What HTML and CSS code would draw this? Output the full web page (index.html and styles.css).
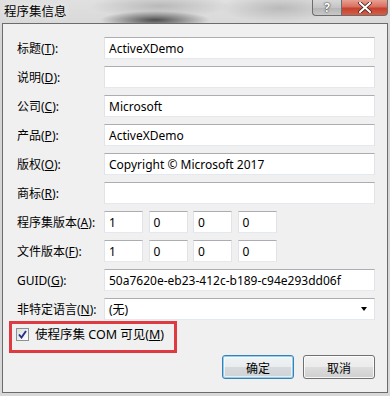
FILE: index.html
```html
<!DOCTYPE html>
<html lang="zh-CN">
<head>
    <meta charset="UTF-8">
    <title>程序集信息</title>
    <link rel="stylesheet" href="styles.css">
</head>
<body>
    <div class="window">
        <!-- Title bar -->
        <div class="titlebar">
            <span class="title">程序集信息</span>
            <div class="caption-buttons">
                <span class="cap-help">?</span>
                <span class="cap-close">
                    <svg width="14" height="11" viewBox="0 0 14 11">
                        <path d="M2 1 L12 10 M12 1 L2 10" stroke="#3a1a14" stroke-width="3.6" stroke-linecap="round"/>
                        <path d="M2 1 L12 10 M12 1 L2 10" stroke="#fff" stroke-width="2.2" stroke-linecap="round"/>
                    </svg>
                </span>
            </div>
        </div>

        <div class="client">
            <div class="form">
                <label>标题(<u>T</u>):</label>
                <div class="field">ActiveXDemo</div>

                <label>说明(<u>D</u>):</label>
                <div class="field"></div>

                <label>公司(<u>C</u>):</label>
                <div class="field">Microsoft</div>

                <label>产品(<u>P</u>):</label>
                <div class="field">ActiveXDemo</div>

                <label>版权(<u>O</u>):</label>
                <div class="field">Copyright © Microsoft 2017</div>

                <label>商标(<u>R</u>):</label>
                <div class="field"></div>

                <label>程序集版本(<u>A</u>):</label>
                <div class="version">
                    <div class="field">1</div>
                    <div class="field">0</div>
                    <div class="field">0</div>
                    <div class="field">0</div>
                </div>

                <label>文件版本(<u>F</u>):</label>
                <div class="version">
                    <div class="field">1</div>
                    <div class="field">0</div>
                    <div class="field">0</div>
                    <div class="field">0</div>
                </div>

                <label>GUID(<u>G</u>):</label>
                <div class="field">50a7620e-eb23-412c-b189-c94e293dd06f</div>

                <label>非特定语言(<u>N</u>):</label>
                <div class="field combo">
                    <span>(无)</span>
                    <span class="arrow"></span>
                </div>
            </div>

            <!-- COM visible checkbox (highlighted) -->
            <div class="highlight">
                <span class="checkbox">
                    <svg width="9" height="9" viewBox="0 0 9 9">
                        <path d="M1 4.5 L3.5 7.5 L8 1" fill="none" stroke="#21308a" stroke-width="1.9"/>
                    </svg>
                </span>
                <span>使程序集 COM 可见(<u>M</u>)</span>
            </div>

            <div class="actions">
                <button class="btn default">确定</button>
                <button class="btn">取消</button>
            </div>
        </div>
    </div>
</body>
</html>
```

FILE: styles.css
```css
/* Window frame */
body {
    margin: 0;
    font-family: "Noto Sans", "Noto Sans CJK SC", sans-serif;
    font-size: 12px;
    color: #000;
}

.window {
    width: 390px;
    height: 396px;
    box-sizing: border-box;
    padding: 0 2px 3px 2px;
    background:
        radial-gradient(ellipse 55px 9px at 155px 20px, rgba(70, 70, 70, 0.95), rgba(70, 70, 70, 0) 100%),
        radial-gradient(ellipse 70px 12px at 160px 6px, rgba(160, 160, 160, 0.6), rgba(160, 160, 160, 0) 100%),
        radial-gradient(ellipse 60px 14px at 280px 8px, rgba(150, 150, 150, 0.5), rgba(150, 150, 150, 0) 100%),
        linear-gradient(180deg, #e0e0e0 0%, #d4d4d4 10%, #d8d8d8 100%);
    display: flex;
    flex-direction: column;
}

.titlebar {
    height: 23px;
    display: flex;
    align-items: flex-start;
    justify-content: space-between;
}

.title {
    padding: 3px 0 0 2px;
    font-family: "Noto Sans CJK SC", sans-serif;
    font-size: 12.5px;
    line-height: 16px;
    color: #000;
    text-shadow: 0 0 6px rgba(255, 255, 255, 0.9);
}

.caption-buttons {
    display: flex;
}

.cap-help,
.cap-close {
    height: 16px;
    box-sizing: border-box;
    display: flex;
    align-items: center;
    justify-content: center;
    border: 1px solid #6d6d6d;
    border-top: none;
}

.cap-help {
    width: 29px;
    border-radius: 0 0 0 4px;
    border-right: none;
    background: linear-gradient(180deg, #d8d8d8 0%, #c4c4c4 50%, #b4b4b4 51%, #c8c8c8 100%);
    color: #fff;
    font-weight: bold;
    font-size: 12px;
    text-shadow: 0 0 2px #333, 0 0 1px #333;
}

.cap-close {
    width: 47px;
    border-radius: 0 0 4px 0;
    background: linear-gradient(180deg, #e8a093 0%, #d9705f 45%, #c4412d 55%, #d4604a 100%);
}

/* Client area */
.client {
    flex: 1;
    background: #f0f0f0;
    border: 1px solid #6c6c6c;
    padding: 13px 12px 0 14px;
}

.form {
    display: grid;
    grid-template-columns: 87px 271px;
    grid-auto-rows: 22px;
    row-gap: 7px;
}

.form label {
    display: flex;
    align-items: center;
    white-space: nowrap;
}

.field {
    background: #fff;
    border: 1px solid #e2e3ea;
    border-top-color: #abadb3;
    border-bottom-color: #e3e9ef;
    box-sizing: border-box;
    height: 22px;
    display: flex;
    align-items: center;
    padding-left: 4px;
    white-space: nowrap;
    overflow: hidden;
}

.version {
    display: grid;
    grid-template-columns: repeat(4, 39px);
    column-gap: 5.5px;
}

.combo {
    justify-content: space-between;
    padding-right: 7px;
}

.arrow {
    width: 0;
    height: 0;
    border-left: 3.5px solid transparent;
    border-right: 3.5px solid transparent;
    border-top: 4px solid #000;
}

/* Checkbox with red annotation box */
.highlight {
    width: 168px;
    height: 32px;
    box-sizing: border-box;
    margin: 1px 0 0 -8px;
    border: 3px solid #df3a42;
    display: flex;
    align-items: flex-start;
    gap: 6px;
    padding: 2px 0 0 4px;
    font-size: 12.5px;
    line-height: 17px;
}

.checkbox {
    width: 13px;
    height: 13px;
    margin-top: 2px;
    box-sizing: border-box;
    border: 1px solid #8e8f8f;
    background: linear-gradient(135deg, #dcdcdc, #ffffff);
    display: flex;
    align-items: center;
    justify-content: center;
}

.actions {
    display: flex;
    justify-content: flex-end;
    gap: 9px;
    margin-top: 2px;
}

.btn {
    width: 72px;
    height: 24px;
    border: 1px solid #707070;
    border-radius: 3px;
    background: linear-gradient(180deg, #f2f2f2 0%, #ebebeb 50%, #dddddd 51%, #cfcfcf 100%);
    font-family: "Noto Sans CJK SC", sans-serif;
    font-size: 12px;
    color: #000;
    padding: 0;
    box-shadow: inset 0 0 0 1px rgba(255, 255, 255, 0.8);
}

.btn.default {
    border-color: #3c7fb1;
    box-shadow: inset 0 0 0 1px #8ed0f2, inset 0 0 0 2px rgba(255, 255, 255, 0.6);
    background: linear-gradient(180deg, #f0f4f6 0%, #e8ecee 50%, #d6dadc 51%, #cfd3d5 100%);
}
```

### Prompt
Without the pictures, retype the whole of the material above exactly.

### Solution for this problem
What HTML and CSS code would draw this? Output the full web page (index.html and styles.css).
FILE: index.html
```html
<!DOCTYPE html>
<html lang="zh-CN">
<head>
    <meta charset="UTF-8">
    <title>程序集信息</title>
    <link rel="stylesheet" href="styles.css">
</head>
<body>
    <div class="window">
        <!-- Title bar -->
        <div class="titlebar">
            <span class="title">程序集信息</span>
            <div class="caption-buttons">
                <span class="cap-help">?</span>
                <span class="cap-close">
                    <svg width="14" height="11" viewBox="0 0 14 11">
                        <path d="M2 1 L12 10 M12 1 L2 10" stroke="#3a1a14" stroke-width="3.6" stroke-linecap="round"/>
                        <path d="M2 1 L12 10 M12 1 L2 10" stroke="#fff" stroke-width="2.2" stroke-linecap="round"/>
                    </svg>
                </span>
            </div>
        </div>

        <div class="client">
            <div class="form">
                <label>标题(<u>T</u>):</label>
                <div class="field">ActiveXDemo</div>

                <label>说明(<u>D</u>):</label>
                <div class="field"></div>

                <label>公司(<u>C</u>):</label>
                <div class="field">Microsoft</div>

                <label>产品(<u>P</u>):</label>
                <div class="field">ActiveXDemo</div>

                <label>版权(<u>O</u>):</label>
                <div class="field">Copyright © Microsoft 2017</div>

                <label>商标(<u>R</u>):</label>
                <div class="field"></div>

                <label>程序集版本(<u>A</u>):</label>
                <div class="version">
                    <div class="field">1</div>
                    <div class="field">0</div>
                    <div class="field">0</div>
                    <div class="field">0</div>
                </div>

                <label>文件版本(<u>F</u>):</label>
                <div class="version">
                    <div class="field">1</div>
                    <div class="field">0</div>
                    <div class="field">0</div>
                    <div class="field">0</div>
                </div>

                <label>GUID(<u>G</u>):</label>
                <div class="field">50a7620e-eb23-412c-b189-c94e293dd06f</div>

                <label>非特定语言(<u>N</u>):</label>
                <div class="field combo">
                    <span>(无)</span>
                    <span class="arrow"></span>
                </div>
            </div>

            <!-- COM visible checkbox (highlighted) -->
            <div class="highlight">
                <span class="checkbox">
                    <svg width="9" height="9" viewBox="0 0 9 9">
                        <path d="M1 4.5 L3.5 7.5 L8 1" fill="none" stroke="#21308a" stroke-width="1.9"/>
                    </svg>
                </span>
                <span>使程序集 COM 可见(<u>M</u>)</span>
            </div>

            <div class="actions">
                <button class="btn default">确定</button>
                <button class="btn">取消</button>
            </div>
        </div>
    </div>
</body>
</html>
```

FILE: styles.css
```css
/* Window frame */
body {
    margin: 0;
    font-family: "Noto Sans", "Noto Sans CJK SC", sans-serif;
    font-size: 12px;
    color: #000;
}

.window {
    width: 390px;
    height: 396px;
    box-sizing: border-box;
    padding: 0 2px 3px 2px;
    background:
        radial-gradient(ellipse 55px 9px at 155px 20px, rgba(70, 70, 70, 0.95), rgba(70, 70, 70, 0) 100%),
        radial-gradient(ellipse 70px 12px at 160px 6px, rgba(160, 160, 160, 0.6), rgba(160, 160, 160, 0) 100%),
        radial-gradient(ellipse 60px 14px at 280px 8px, rgba(150, 150, 150, 0.5), rgba(150, 150, 150, 0) 100%),
        linear-gradient(180deg, #e0e0e0 0%, #d4d4d4 10%, #d8d8d8 100%);
    display: flex;
    flex-direction: column;
}

.titlebar {
    height: 23px;
    display: flex;
    align-items: flex-start;
    justify-content: space-between;
}

.title {
    padding: 3px 0 0 2px;
    font-family: "Noto Sans CJK SC", sans-serif;
    font-size: 12.5px;
    line-height: 16px;
    color: #000;
    text-shadow: 0 0 6px rgba(255, 255, 255, 0.9);
}

.caption-buttons {
    display: flex;
}

.cap-help,
.cap-close {
    height: 16px;
    box-sizing: border-box;
    display: flex;
    align-items: center;
    justify-content: center;
    border: 1px solid #6d6d6d;
    border-top: none;
}

.cap-help {
    width: 29px;
    border-radius: 0 0 0 4px;
    border-right: none;
    background: linear-gradient(180deg, #d8d8d8 0%, #c4c4c4 50%, #b4b4b4 51%, #c8c8c8 100%);
    color: #fff;
    font-weight: bold;
    font-size: 12px;
    text-shadow: 0 0 2px #333, 0 0 1px #333;
}

.cap-close {
    width: 47px;
    border-radius: 0 0 4px 0;
    background: linear-gradient(180deg, #e8a093 0%, #d9705f 45%, #c4412d 55%, #d4604a 100%);
}

/* Client area */
.client {
    flex: 1;
    background: #f0f0f0;
    border: 1px solid #6c6c6c;
    padding: 13px 12px 0 14px;
}

.form {
    display: grid;
    grid-template-columns: 87px 271px;
    grid-auto-rows: 22px;
    row-gap: 7px;
}

.form label {
    display: flex;
    align-items: center;
    white-space: nowrap;
}

.field {
    background: #fff;
    border: 1px solid #e2e3ea;
    border-top-color: #abadb3;
    border-bottom-color: #e3e9ef;
    box-sizing: border-box;
    height: 22px;
    display: flex;
    align-items: center;
    padding-left: 4px;
    white-space: nowrap;
    overflow: hidden;
}

.version {
    display: grid;
    grid-template-columns: repeat(4, 39px);
    column-gap: 5.5px;
}

.combo {
    justify-content: space-between;
    padding-right: 7px;
}

.arrow {
    width: 0;
    height: 0;
    border-left: 3.5px solid transparent;
    border-right: 3.5px solid transparent;
    border-top: 4px solid #000;
}

/* Checkbox with red annotation box */
.highlight {
    width: 168px;
    height: 32px;
    box-sizing: border-box;
    margin: 1px 0 0 -8px;
    border: 3px solid #df3a42;
    display: flex;
    align-items: flex-start;
    gap: 6px;
    padding: 2px 0 0 4px;
    font-size: 12.5px;
    line-height: 17px;
}

.checkbox {
    width: 13px;
    height: 13px;
    margin-top: 2px;
    box-sizing: border-box;
    border: 1px solid #8e8f8f;
    background: linear-gradient(135deg, #dcdcdc, #ffffff);
    display: flex;
    align-items: center;
    justify-content: center;
}

.actions {
    display: flex;
    justify-content: flex-end;
    gap: 9px;
    margin-top: 2px;
}

.btn {
    width: 72px;
    height: 24px;
    border: 1px solid #707070;
    border-radius: 3px;
    background: linear-gradient(180deg, #f2f2f2 0%, #ebebeb 50%, #dddddd 51%, #cfcfcf 100%);
    font-family: "Noto Sans CJK SC", sans-serif;
    font-size: 12px;
    color: #000;
    padding: 0;
    box-shadow: inset 0 0 0 1px rgba(255, 255, 255, 0.8);
}

.btn.default {
    border-color: #3c7fb1;
    box-shadow: inset 0 0 0 1px #8ed0f2, inset 0 0 0 2px rgba(255, 255, 255, 0.6);
    background: linear-gradient(180deg, #f0f4f6 0%, #e8ecee 50%, #d6dadc 51%, #cfd3d5 100%);
}
```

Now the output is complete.